## TASK DIRECTIONS
Restate the data below word for word. Skip any images it contains.
┌─ MATERIAL PROVIDED
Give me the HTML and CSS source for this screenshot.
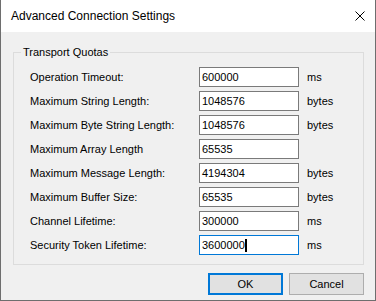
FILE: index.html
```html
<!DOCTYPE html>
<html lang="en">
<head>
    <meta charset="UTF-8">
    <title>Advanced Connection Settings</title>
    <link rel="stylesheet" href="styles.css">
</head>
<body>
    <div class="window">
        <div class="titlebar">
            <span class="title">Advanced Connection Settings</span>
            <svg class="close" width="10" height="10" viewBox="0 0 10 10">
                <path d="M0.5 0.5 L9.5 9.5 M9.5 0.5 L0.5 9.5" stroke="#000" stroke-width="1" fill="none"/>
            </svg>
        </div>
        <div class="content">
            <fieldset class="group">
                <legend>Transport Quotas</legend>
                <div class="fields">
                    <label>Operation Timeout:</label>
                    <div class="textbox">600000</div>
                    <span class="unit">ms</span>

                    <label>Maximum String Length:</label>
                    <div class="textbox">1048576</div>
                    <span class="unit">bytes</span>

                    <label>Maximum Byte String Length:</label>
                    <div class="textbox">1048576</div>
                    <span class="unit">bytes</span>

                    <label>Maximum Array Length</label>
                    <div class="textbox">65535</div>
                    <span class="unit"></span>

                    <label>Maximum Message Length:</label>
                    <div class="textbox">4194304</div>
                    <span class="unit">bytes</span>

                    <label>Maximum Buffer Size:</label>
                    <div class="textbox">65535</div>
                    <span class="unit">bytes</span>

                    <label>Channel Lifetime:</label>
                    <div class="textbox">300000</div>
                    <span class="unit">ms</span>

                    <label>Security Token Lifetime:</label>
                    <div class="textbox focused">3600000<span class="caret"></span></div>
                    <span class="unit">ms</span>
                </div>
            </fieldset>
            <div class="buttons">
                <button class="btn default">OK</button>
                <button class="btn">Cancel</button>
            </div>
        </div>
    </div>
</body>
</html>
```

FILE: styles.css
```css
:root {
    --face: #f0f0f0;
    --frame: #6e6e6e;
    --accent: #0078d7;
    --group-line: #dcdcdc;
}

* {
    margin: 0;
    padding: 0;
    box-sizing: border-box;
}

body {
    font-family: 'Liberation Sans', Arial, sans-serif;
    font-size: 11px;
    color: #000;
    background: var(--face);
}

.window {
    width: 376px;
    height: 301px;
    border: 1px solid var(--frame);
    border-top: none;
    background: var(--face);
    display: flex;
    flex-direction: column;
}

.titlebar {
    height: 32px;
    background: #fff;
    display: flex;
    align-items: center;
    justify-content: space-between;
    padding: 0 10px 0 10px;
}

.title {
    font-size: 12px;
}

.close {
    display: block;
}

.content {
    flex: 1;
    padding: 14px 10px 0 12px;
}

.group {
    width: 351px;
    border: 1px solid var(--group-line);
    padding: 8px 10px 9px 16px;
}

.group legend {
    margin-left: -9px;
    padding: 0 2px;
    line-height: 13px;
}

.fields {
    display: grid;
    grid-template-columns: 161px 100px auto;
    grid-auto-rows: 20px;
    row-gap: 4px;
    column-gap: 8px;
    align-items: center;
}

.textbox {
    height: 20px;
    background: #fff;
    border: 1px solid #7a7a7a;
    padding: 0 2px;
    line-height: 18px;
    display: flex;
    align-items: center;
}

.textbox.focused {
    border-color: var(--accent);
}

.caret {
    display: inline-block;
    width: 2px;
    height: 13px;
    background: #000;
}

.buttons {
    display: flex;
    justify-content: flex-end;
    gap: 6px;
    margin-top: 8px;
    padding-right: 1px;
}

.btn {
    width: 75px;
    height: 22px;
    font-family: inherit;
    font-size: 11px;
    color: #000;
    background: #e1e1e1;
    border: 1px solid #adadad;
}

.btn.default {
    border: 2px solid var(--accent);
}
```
└─
## RESPONSE FOR THIS EXERCISE
Give me the HTML and CSS source for this screenshot.
FILE: index.html
```html
<!DOCTYPE html>
<html lang="en">
<head>
    <meta charset="UTF-8">
    <title>Advanced Connection Settings</title>
    <link rel="stylesheet" href="styles.css">
</head>
<body>
    <div class="window">
        <div class="titlebar">
            <span class="title">Advanced Connection Settings</span>
            <svg class="close" width="10" height="10" viewBox="0 0 10 10">
                <path d="M0.5 0.5 L9.5 9.5 M9.5 0.5 L0.5 9.5" stroke="#000" stroke-width="1" fill="none"/>
            </svg>
        </div>
        <div class="content">
            <fieldset class="group">
                <legend>Transport Quotas</legend>
                <div class="fields">
                    <label>Operation Timeout:</label>
                    <div class="textbox">600000</div>
                    <span class="unit">ms</span>

                    <label>Maximum String Length:</label>
                    <div class="textbox">1048576</div>
                    <span class="unit">bytes</span>

                    <label>Maximum Byte String Length:</label>
                    <div class="textbox">1048576</div>
                    <span class="unit">bytes</span>

                    <label>Maximum Array Length</label>
                    <div class="textbox">65535</div>
                    <span class="unit"></span>

                    <label>Maximum Message Length:</label>
                    <div class="textbox">4194304</div>
                    <span class="unit">bytes</span>

                    <label>Maximum Buffer Size:</label>
                    <div class="textbox">65535</div>
                    <span class="unit">bytes</span>

                    <label>Channel Lifetime:</label>
                    <div class="textbox">300000</div>
                    <span class="unit">ms</span>

                    <label>Security Token Lifetime:</label>
                    <div class="textbox focused">3600000<span class="caret"></span></div>
                    <span class="unit">ms</span>
                </div>
            </fieldset>
            <div class="buttons">
                <button class="btn default">OK</button>
                <button class="btn">Cancel</button>
            </div>
        </div>
    </div>
</body>
</html>
```

FILE: styles.css
```css
:root {
    --face: #f0f0f0;
    --frame: #6e6e6e;
    --accent: #0078d7;
    --group-line: #dcdcdc;
}

* {
    margin: 0;
    padding: 0;
    box-sizing: border-box;
}

body {
    font-family: 'Liberation Sans', Arial, sans-serif;
    font-size: 11px;
    color: #000;
    background: var(--face);
}

.window {
    width: 376px;
    height: 301px;
    border: 1px solid var(--frame);
    border-top: none;
    background: var(--face);
    display: flex;
    flex-direction: column;
}

.titlebar {
    height: 32px;
    background: #fff;
    display: flex;
    align-items: center;
    justify-content: space-between;
    padding: 0 10px 0 10px;
}

.title {
    font-size: 12px;
}

.close {
    display: block;
}

.content {
    flex: 1;
    padding: 14px 10px 0 12px;
}

.group {
    width: 351px;
    border: 1px solid var(--group-line);
    padding: 8px 10px 9px 16px;
}

.group legend {
    margin-left: -9px;
    padding: 0 2px;
    line-height: 13px;
}

.fields {
    display: grid;
    grid-template-columns: 161px 100px auto;
    grid-auto-rows: 20px;
    row-gap: 4px;
    column-gap: 8px;
    align-items: center;
}

.textbox {
    height: 20px;
    background: #fff;
    border: 1px solid #7a7a7a;
    padding: 0 2px;
    line-height: 18px;
    display: flex;
    align-items: center;
}

.textbox.focused {
    border-color: var(--accent);
}

.caret {
    display: inline-block;
    width: 2px;
    height: 13px;
    background: #000;
}

.buttons {
    display: flex;
    justify-content: flex-end;
    gap: 6px;
    margin-top: 8px;
    padding-right: 1px;
}

.btn {
    width: 75px;
    height: 22px;
    font-family: inherit;
    font-size: 11px;
    color: #000;
    background: #e1e1e1;
    border: 1px solid #adadad;
}

.btn.default {
    border: 2px solid var(--accent);
}
```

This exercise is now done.